Le 5 août 2015, des agents de l’office national de l’eau et des milieux aquatiques (ONEMA) ont constaté une pollution organique dans un cours d’eau, en aval immédiat d’une station d’épuration relevant de la commune. Des prélèvements effectués aussitôt ont révélé un taux élevé de sels ammoniacaux et nitrites toxiques pour les poissons et les invertébrés aquatiques.
Du fait du dysfonctionnement de sa station d’épuration, la commune a donc été poursuivie pour deux infractions au code de l’environnement :
- déversement de substance nuisible dans les eaux souterraines, superficielles ou de la mer ;
- rejet en eau douce ou pisciculture, par personne morale, de substance nuisible au poisson ou à sa valeur alimentaire.
Relaxée en première instance, le Ministère public a relevé appel et la commune a été déclarée coupable par la Cour d’appel des deux infractions susvisées. La commune s’est donc pourvue en cassation, l’occasion pour la Cour de revenir sur les principes de responsabilité pénale des personnes morales.
Pour condamner la commune, la Cour d’appel avait constaté la réunion des deux éléments constitutifs d’une infraction pénale :
- l’élément matériel : les agents de l’ONEMA ont constaté des taux de concentration de nitrites de 15 à 125 fois supérieurs à la normale alors que le prélèvement en amont ne révèle aucune anomalie ;
- l’élément moral : il est caractérisé à l’égard d’une personne morale, en l’absence de toute volonté expresse, dès lors qu’une imprudence ou une négligence dans l’exercice de ses attributions peut lui être imputée. En l’espèce, il était reproché à la commune de n’avoir pris aucune mesure concrète et suffisante pour réhabiliter la structure d’assainissement. La Cour a considéré qu’elle avait fait preuve de négligence
La chambre criminelle de la Cour de cassation considère que la Cour d’appel n’a pas été au bout de son raisonnement juridique.
En effet, aux termes de l’article 121-2 du Code pénal, les personnes morales, à l’exception de l’Etat, sont responsables pénalement des infractions commises, pour leur compte, par leurs organes ou représentants.

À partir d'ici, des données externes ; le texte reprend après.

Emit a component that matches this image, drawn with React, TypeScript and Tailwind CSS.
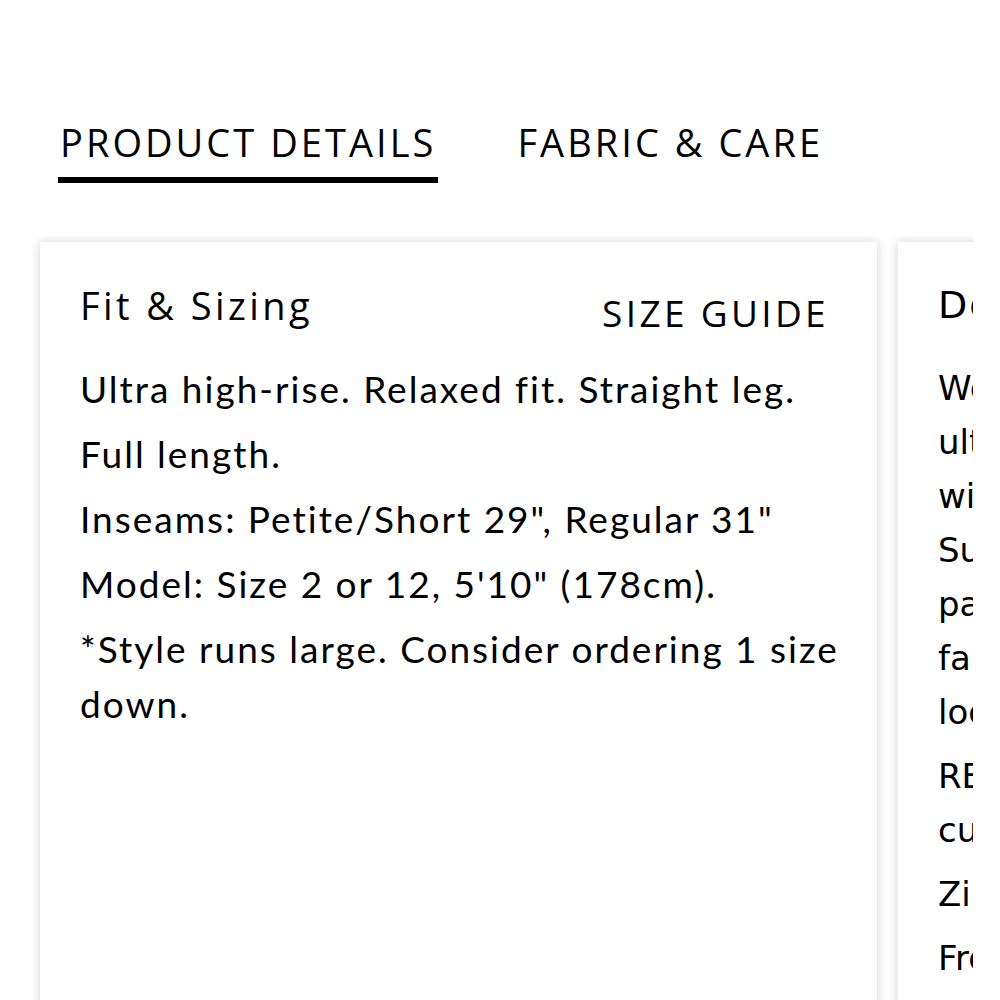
import React, { useState } from 'react';

const tabs = ['PRODUCT DETAILS', 'FABRIC & CARE'];

const fitLines = [
  'Ultra high-rise. Relaxed fit. Straight leg.',
  'Full length.',
  'Inseams: Petite/Short 29", Regular 31"',
  'Model: Size 2 or 12, 5\'10" (178cm).',
  '*Style runs large. Consider ordering 1 size down.',
];

const detailParas = [
  ['We made this', 'ultra high-rise', 'wide leg from', 'Superstretch', 'pant fabric for', 'fabulous stretch', 'look and feel.'],
  ['REMADE with', 'cut scraps.'],
  ['Zip fly.'],
  ['Front pockets.'],
];

const App: React.FC = () => {
  const [active, setActive] = useState(0);

  return (
    <div className="w-[1000px] h-[1000px] overflow-hidden bg-white text-black">
      {/* Tabs */}
      <div className="flex gap-[77px] pl-[58px] pt-[117px]">
        {tabs.map((t, i) => (
          <button
            key={t}
            onClick={() => setActive(i)}
            className="flex flex-col items-start"
            style={{ fontFamily: '"Open Sans", sans-serif' }}
          >
            <span className="text-[38px] leading-[50px] tracking-[0.08em] px-[2px]">{t}</span>
            <span className={`mt-[10px] h-[6px] w-full ${active === i ? 'bg-black' : 'bg-transparent'}`} />
          </button>
        ))}
      </div>

      {/* Cards scroller */}
      <div className="mt-[53px] ml-[30px] w-[943px] overflow-hidden pl-[10px] pt-[6px]">
        <div className="flex gap-[21px]">
          <div className="w-[837px] h-[800px] shrink-0 bg-white shadow-[0_0_10px_rgba(0,0,0,0.18)] pl-[40px] pr-[38px] pt-[38px]">
            <div className="flex justify-between items-start" style={{ fontFamily: '"Open Sans", sans-serif' }}>
              <h3 className="text-[38px] leading-[50px] tracking-[0.09em]">Fit &amp; Sizing</h3>
              <button className="text-[37px] leading-[50px] tracking-[0.09em] mt-[8px] mr-[10px]">SIZE GUIDE</button>
            </div>
            <div className="mt-[23px]" style={{ fontFamily: 'Lato, sans-serif' }}>
              {fitLines.map((l) => (
                <p key={l} className="text-[37px] leading-[55px] tracking-[2px] mb-[10px]">{l}</p>
              ))}
            </div>
          </div>

          <div className="w-[837px] h-[800px] shrink-0 bg-white shadow-[0_0_10px_rgba(0,0,0,0.18)] pl-[40px] pt-[38px]">
            <h3 className="text-[38px] leading-[50px] tracking-[0.05em]" style={{ fontFamily: '"DejaVu Sans", sans-serif' }}>Details</h3>
            <div className="mt-[31px]" style={{ fontFamily: '"DejaVu Sans", sans-serif' }}>
              {detailParas.map((p, i) => (
                <p key={i} className="text-[34px] leading-[54px] mb-[10px] whitespace-nowrap">
                  {p.map((l, j) => (
                    <React.Fragment key={j}>
                      {l}
                      {j < p.length - 1 && <br />}
                    </React.Fragment>
                  ))}
                </p>
              ))}
            </div>
          </div>
        </div>
      </div>
    </div>
  );
};

export default App;
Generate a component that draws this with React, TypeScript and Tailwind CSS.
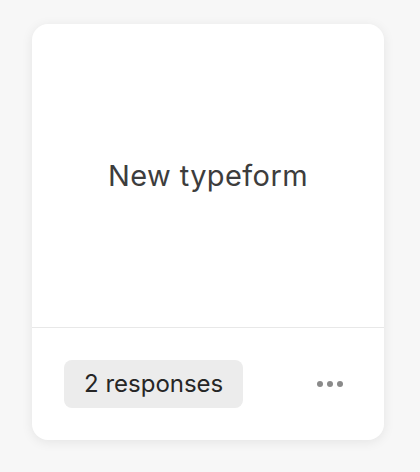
export default function App() {
  return (
    <div className="w-[420px] h-[472px] bg-[#f7f7f7] pt-[24px] pl-[32px]" style={{ fontFamily: "Inter, 'Noto Sans', sans-serif" }}>
      <div className="w-[352px] h-[416px] bg-white rounded-[16px] shadow-[0_2px_12px_rgba(0,0,0,0.08)] flex flex-col overflow-hidden">
        <div className="h-[304px] flex items-center justify-center border-b border-[#e8e8e8]">
          <span className="text-[29px] leading-none text-[#3d3d3d] tracking-[0.4px]">New typeform</span>
        </div>
        <div className="flex-1 flex items-center justify-between pl-[32px] pr-[41px]">
          <div className="h-[48px] px-[20px] rounded-[8px] bg-[#ececec] flex items-center text-[24px] text-[#262626]">2 responses</div>
          <div className="flex gap-[4px]">
            <span className="w-[6px] h-[6px] rounded-full bg-[#8a8a8a]" />
            <span className="w-[6px] h-[6px] rounded-full bg-[#8a8a8a]" />
            <span className="w-[6px] h-[6px] rounded-full bg-[#8a8a8a]" />
          </div>
        </div>
      </div>
    </div>
  );
}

La Cour de cassation rappelle alors qu’il appartient au juge pénal de rechercher par quel organe ou représentant le délit reproché à la personne morale aurait été commis pour son compte. Ainsi, en déclarant la commune coupable d’infractions pénales sans identifier l’organe à l’origine de la faute, la Cour d’appel a commis une erreur de droit :
« sans rechercher par quel organe ou représentant le délit reproché à la personne morale aurait été commis pour son compte, la cour d’appel n’a pas justifié sa décision ».
L’élément moral suppose donc d’identifier précisément l’auteur du délit lorsqu’est en cause une personne morale.